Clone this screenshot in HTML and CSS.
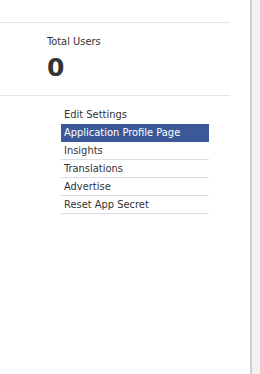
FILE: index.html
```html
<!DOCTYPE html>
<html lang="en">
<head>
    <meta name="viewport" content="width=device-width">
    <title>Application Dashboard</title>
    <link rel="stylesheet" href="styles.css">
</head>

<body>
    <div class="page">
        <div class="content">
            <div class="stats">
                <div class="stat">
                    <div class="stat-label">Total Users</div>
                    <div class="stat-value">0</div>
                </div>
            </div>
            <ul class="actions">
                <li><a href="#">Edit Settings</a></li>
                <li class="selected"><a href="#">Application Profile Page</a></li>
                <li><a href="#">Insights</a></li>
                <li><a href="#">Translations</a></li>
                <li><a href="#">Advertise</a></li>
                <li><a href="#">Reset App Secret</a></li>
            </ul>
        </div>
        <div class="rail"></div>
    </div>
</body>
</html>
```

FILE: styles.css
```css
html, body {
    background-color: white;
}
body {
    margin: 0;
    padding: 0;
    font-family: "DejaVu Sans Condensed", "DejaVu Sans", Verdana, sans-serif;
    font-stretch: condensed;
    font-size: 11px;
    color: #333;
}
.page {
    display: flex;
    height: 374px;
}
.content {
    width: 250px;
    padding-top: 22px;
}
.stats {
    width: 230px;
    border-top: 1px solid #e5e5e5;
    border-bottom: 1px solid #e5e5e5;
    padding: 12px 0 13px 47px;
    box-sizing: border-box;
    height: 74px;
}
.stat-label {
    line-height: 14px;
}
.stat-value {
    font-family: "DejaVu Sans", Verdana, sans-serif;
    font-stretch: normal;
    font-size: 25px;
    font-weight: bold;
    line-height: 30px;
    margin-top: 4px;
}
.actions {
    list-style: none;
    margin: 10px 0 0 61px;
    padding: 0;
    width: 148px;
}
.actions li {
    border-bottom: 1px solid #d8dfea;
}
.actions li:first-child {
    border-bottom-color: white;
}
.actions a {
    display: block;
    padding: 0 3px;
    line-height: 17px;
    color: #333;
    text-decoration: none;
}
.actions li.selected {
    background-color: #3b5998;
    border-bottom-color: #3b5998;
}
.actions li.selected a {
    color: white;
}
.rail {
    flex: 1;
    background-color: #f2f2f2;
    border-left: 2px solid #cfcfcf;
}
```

# Stated problem
Transcribe all of the material exactly, leaving out whatever pictures it contains.

# Task answer
Clone this screenshot in HTML and CSS.
FILE: index.html
```html
<!DOCTYPE html>
<html lang="en">
<head>
    <meta name="viewport" content="width=device-width">
    <title>Application Dashboard</title>
    <link rel="stylesheet" href="styles.css">
</head>

<body>
    <div class="page">
        <div class="content">
            <div class="stats">
                <div class="stat">
                    <div class="stat-label">Total Users</div>
                    <div class="stat-value">0</div>
                </div>
            </div>
            <ul class="actions">
                <li><a href="#">Edit Settings</a></li>
                <li class="selected"><a href="#">Application Profile Page</a></li>
                <li><a href="#">Insights</a></li>
                <li><a href="#">Translations</a></li>
                <li><a href="#">Advertise</a></li>
                <li><a href="#">Reset App Secret</a></li>
            </ul>
        </div>
        <div class="rail"></div>
    </div>
</body>
</html>
```

FILE: styles.css
```css
html, body {
    background-color: white;
}
body {
    margin: 0;
    padding: 0;
    font-family: "DejaVu Sans Condensed", "DejaVu Sans", Verdana, sans-serif;
    font-stretch: condensed;
    font-size: 11px;
    color: #333;
}
.page {
    display: flex;
    height: 374px;
}
.content {
    width: 250px;
    padding-top: 22px;
}
.stats {
    width: 230px;
    border-top: 1px solid #e5e5e5;
    border-bottom: 1px solid #e5e5e5;
    padding: 12px 0 13px 47px;
    box-sizing: border-box;
    height: 74px;
}
.stat-label {
    line-height: 14px;
}
.stat-value {
    font-family: "DejaVu Sans", Verdana, sans-serif;
    font-stretch: normal;
    font-size: 25px;
    font-weight: bold;
    line-height: 30px;
    margin-top: 4px;
}
.actions {
    list-style: none;
    margin: 10px 0 0 61px;
    padding: 0;
    width: 148px;
}
.actions li {
    border-bottom: 1px solid #d8dfea;
}
.actions li:first-child {
    border-bottom-color: white;
}
.actions a {
    display: block;
    padding: 0 3px;
    line-height: 17px;
    color: #333;
    text-decoration: none;
}
.actions li.selected {
    background-color: #3b5998;
    border-bottom-color: #3b5998;
}
.actions li.selected a {
    color: white;
}
.rail {
    flex: 1;
    background-color: #f2f2f2;
    border-left: 2px solid #cfcfcf;
}
```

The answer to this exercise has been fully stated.